Manhattan District Attorney Cyrus Vance has been leading an ongoing state criminal probe into possible bank, tax and insurance fraud by the Trump Organization.
Meanwhile, Georgia election officials on Monday announced the first formal investigation into Trump’s efforts to overturn election results in that state, while District of Columbia Attorney General Karl Racine said he’s considering potential charges of criminal incitement against Trump for his role in events leading to last month’s deadly riot at the U.S. Capitol.
“Under D.C. law, inciting violence is a misdemeanor offense. And it’s my office’s responsibility to investigate whether those words exceeded the First Amendment protection and went into a zone of criminality, for inciting the mob that charged the capitol,” Racine told ABC News late last month.

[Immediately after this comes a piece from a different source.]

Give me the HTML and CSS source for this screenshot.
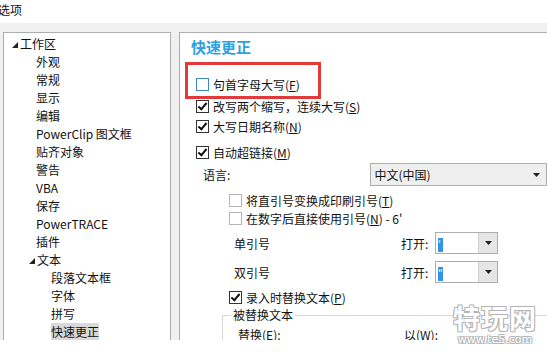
FILE: index.html
```html
<!DOCTYPE html>
<html lang="zh-CN">
<head>
    <meta charset="UTF-8">
    <title>选项</title>
    <link rel="stylesheet" href="styles.css">
</head>
<body>
    <div class="titlebar">选项</div>
    <div class="main">
        <ul class="tree">
            <li class="node"><svg class="twisty" viewBox="0 0 7 7"><polygon points="7,0 7,7 0,7"/></svg>工作区</li>
            <li class="leaf">外观</li>
            <li class="leaf">常规</li>
            <li class="leaf">显示</li>
            <li class="leaf">编辑</li>
            <li class="leaf">PowerClip 图文框</li>
            <li class="leaf">贴齐对象</li>
            <li class="leaf">警告</li>
            <li class="leaf">VBA</li>
            <li class="leaf">保存</li>
            <li class="leaf">PowerTRACE</li>
            <li class="leaf">插件</li>
            <li class="node sub"><svg class="twisty" viewBox="0 0 7 7"><polygon points="7,0 7,7 0,7"/></svg>文本</li>
            <li class="leaf deep">段落文本框</li>
            <li class="leaf deep">字体</li>
            <li class="leaf deep">拼写</li>
            <li class="leaf deep"><span class="selected">快速更正</span></li>
        </ul>

        <div class="page">
            <h1>快速更正</h1>

            <div class="highlight">
                <label class="check"><span class="box focus"></span>句首字母大写(<u>F</u>)</label>
            </div>
            <label class="check row-s"><span class="box on"></span>改写两个缩写，连续大写(<u>S</u>)</label>
            <label class="check row-n"><span class="box on"></span>大写日期名称(<u>N</u>)</label>
            <label class="check row-m"><span class="box on"></span>自动超链接(<u>M</u>)</label>

            <div class="lang">
                <span class="lang-label">语言:</span>
                <div class="select wide">
                    <span>中文(中国)</span>
                    <svg class="caret" viewBox="0 0 7 4"><polygon points="0,0 7,0 3.5,4"/></svg>
                </div>
            </div>

            <label class="check inner row-t"><span class="box"></span>将直引号变换成印刷引号(<u>T</u>)</label>
            <label class="check inner"><span class="box"></span>在数字后直接使用引号(<u>N</u>) - 6'</label>

            <div class="quote q1">
                <span class="quote-label">单引号</span>
                <span class="open">打开:</span>
                <div class="combo">
                    <span class="combo-text"><span class="sel">'</span></span>
                    <span class="combo-btn"><svg class="caret" viewBox="0 0 7 4"><polygon points="0,0 7,0 3.5,4"/></svg></span>
                </div>
            </div>
            <div class="quote q2">
                <span class="quote-label">双引号</span>
                <span class="open">打开:</span>
                <div class="combo">
                    <span class="combo-text"><span class="sel">"</span></span>
                    <span class="combo-btn"><svg class="caret" viewBox="0 0 7 4"><polygon points="0,0 7,0 3.5,4"/></svg></span>
                </div>
            </div>

            <label class="check inner row-p"><span class="box on"></span>录入时替换文本(<u>P</u>)</label>

            <fieldset class="group">
                <legend>被替换文本</legend>
                <div class="replace">
                    <span class="replace-label">替换(<u>E</u>):</span>
                    <span>以(<u>W</u>):</span>
                </div>
            </fieldset>
        </div>
    </div>
    <div class="watermark">
        <div class="wm-big">特玩网</div>
        <div class="wm-small">www.te5.com</div>
    </div>
</body>
</html>
```

FILE: styles.css
```css
body {
    margin: 0;
    width: 547px;
    height: 352px;
    overflow: hidden;
    background: #ffffff;
    font-family: "Noto Sans CJK SC", "Microsoft YaHei", sans-serif;
    font-size: 12px;
    color: #111111;
    position: relative;
}
.titlebar {
    height: 23px;
    line-height: 20px;
    margin-left: -2px;
}
.main {
    display: flex;
    gap: 8px;
    height: 308px;
    padding: 9px 0 0 3px;
    background: #f0f0f0;
}

/* tree on the left */
.tree {
    list-style: none;
    margin: 0;
    width: 166px;
    padding: 2px 0 0 0;
    background: #ffffff;
    border: 1px solid #adadad;
    border-bottom: none;
}
.tree li {
    height: 18px;
    line-height: 18px;
    white-space: nowrap;
}
.node {
    padding-left: 8px;
    display: flex;
    align-items: center;
}
.node.sub {
    padding-left: 25px;
}
.twisty {
    width: 6px;
    height: 6px;
    margin-right: 2px;
    margin-top: 1px;
    fill: #222222;
}
.leaf {
    padding-left: 32px;
}
.leaf.deep {
    padding-left: 47px;
}
.selected {
    background: #d9d9d9;
    display: inline-block;
    height: 17px;
    line-height: 17px;
}

/* settings page */
.page {
    flex: 1;
    background: #ffffff;
    border: 1px solid #adadad;
    border-right: none;
    border-bottom: none;
    padding: 3px 0 0 11px;
    overflow: hidden;
}
h1 {
    margin: 0;
    height: 22px;
    line-height: 22px;
    font-size: 15px;
    font-weight: bold;
    color: #2f9fe4;
}
.highlight {
    margin: 4px 0 0 -6px;
    width: 122px;
    height: 20px;
    border: 3px solid #e23a3a;
    padding: 11px 0 0 8px;
}
.check {
    display: flex;
    align-items: center;
    height: 20px;
    white-space: nowrap;
    padding-left: 5px;
}
.highlight .check {
    padding-left: 0;
    height: 16px;
}
.box {
    width: 11px;
    height: 11px;
    border: 1px solid #333333;
    margin-right: 4px;
    background: #ffffff;
    position: relative;
    flex: none;
}
.box.focus {
    border-color: #3f8ac4;
}
.check.inner .box {
    border-color: #b5b5b5;
}
.check.inner .box.on {
    border-color: #333333;
}
.box.on::after {
    content: "";
    position: absolute;
    left: 3px;
    top: 0px;
    width: 3px;
    height: 7px;
    border: solid #111111;
    border-width: 0 2px 2px 0;
    transform: rotate(40deg);
}
.row-s {
    margin-top: -3px;
}
.row-m {
    margin-top: 6px;
}
.lang {
    display: flex;
    align-items: center;
    margin-top: 1px;
    height: 23px;
}
.lang-label {
    width: 167px;
    padding-left: 12px;
}
.select {
    display: flex;
    align-items: center;
    justify-content: space-between;
    height: 21px;
    border: 1px solid #adadad;
    background: #efefef;
    padding: 0 6px 0 4px;
}
.select.wide {
    width: 166px;
}
.caret {
    width: 7px;
    height: 4px;
    fill: #222222;
}
.check.inner {
    padding-left: 38px;
    height: 18px;
}
.row-t {
    margin-top: 5px;
}
.quote {
    display: flex;
    align-items: center;
    height: 22px;
}
.q1 {
    margin-top: 5px;
}
.q2 {
    margin-top: 7px;
}
.quote-label {
    width: 167px;
    padding-left: 43px;
}
.open {
    width: 34px;
}
.combo {
    display: flex;
    width: 61px;
    height: 20px;
    border: 1px solid #adadad;
    background: #ffffff;
}
.combo-text {
    flex: 1;
    padding: 2px 0 0 2px;
}
.sel {
    display: inline-block;
    background: #3393e8;
    color: #ffffff;
    width: 5px;
    height: 14px;
    line-height: 14px;
    font-size: 10px;
}
.combo-btn {
    width: 18px;
    display: flex;
    align-items: center;
    justify-content: center;
    background: #e6e6e6;
    border-left: 1px solid #d0d0d0;
}
.row-p {
    margin-top: 5px;
}
.group {
    margin: 1px 0 0 31px;
    padding: 0 0 0 15px;
    border: 1px solid #d8d8d8;
    border-right: none;
    height: 40px;
}
.group legend {
    padding: 0 2px;
    margin-left: -7px;
    line-height: 16px;
}
.replace {
    display: flex;
    height: 20px;
    align-items: center;
    margin-top: 1px;
}
.replace-label {
    width: 166px;
}

/* site watermark over the bottom corner */
.watermark {
    position: absolute;
    left: 450px;
    top: 302px;
    width: 90px;
    text-align: center;
    color: #ffffff;
}
.wm-big {
    font-size: 27px;
    font-weight: bold;
    line-height: 31px;
    letter-spacing: 1px;
    text-shadow: -1px -1px 0 #b4b4b4, 1px -1px 0 #b4b4b4, -1px 1px 0 #b4b4b4, 1px 1px 0 #b4b4b4;
}
.wm-small {
    font-family: "DejaVu Sans", sans-serif;
    font-size: 11px;
    line-height: 13px;
    text-shadow: -1px -1px 0 #b4b4b4, 1px -1px 0 #b4b4b4, -1px 1px 0 #b4b4b4, 1px 1px 0 #b4b4b4;
}
```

At least 14 of the alleged insurrectionists now facing criminal charges have since said they were following Trump’s encouragement, according to an ABC News analysis of court documents and news reports.
“Just because somebody gave a speech and people got excited, it doesn’t mean it’s the speechmaker’s fault,” Trump attorney Bruce Castor told KYW Newsradio in an interview last week. “It’s the people who got excited and did what they know is wrong.”
Trump’s attorneys also have denied that the former president’s phone calls to Georgia election officials in January were inappropriate or threatening, writing in their impeachment defense brief to the U.S. Senate that that president was simply “expressing his opinion.”
On a now-public recording of one call, Trump asked Georgia Secretary of State Brad Raffensperger to “find” enough votes to help him win, even though Joe Biden’s victory in Georgia had been certified twice.
“There’s nothing wrong with saying that, you know, um, that you’ve recalculated,” Trump is heard telling Raffensperger on the recording.
“So what are we going to do here folks? I only need 11,000 votes. Fellas, I need 11,000 votes. Give me a break,” Trump said at another point on the call.
John F. Banzahf, III, a public interest law professor at George Washington University who filed a series of complaints over the call with Georgia officials, said Trump’s comments potentially violate three state criminal statutes: conspiracy to commit election fraud, solicitation to commit election fraud and intentional interference with an election official.
“I like to think that the Georgia officials will do what the law requires, that they will do a thorough investigation, and, if they do, I think they will conclude that there has been a violation of criminal statutes and proceed accordingly,” Banzhaf told ABC News Live.
After a fact-finding investigation by the Georgia Secretary of State’s office is completed, the state election board is expected to vote on whether to refer the case to Georgia Attorney General Chris Carr and Fulton County District Attorney Fani Willis for further investigation and possible prosecution.
Willis characterized the Trump call as “disturbing” in a statement after it became public and has pledged to review the matter aggressively and fairly if it’s referred to her.
“I know D.A. Willis, and she will move it as fast as possible but she’s not going to move it forward just to satisfy anyone, Democrat or Republican,” Joshua Morrison, a former senior assistant Fulton County district attorney, told ABC News Live. Morrison said he believes Willis likely would pursue an investigation, though it could take months or years to complete.
“I think it’s very possible that in the near future we could see a criminal indictment filed against former President Donald Trump,” said Claire Finkelstein, director of the Center for Ethics and Rule of Law at the University of Pennsylvania Law School.
Trump also still faces fallout from allegations of sexual misconduct dating back decades and could soon face deposition under oath.
A New York judge recently allowed the defamation case of Trump accuser and former Elle magazine writer E. Jean Carroll to move forward, as her attorney, Roberta Kaplan, vows to challenge the former president over his history of false and misleading statements.
“When we depose you, you’re not going to get away with that,” Kaplan told The Washington Post in a recent profile. “He had the mantle of the presidency, and that’s now gone.”
Trump has said he has “no idea who this woman is” and calls Carroll’s allegations “totally false.”
“The fact that the Republicans are likely not going to vote to convict Trump in the impeachment is all the more reason why, if he committed violations of the law, as I think he did in Georgia and may have in New York and other places, that he should be prosecuted for them — otherwise he gets off scot-free,” Banzhaf added.
The investigations and possible prosecutions of a former American president are unprecedented, historians said.
“It’s important that we engage in thorough and full investigation of all of the facts and make sure that our allegations are corroborated by the evidence,” said James, the New York attorney general. “I can’t give you a time frame” for the conclusion of the investigation.
“This investigation is not based on politics,” she said. “It’s based on the law and the evidence.”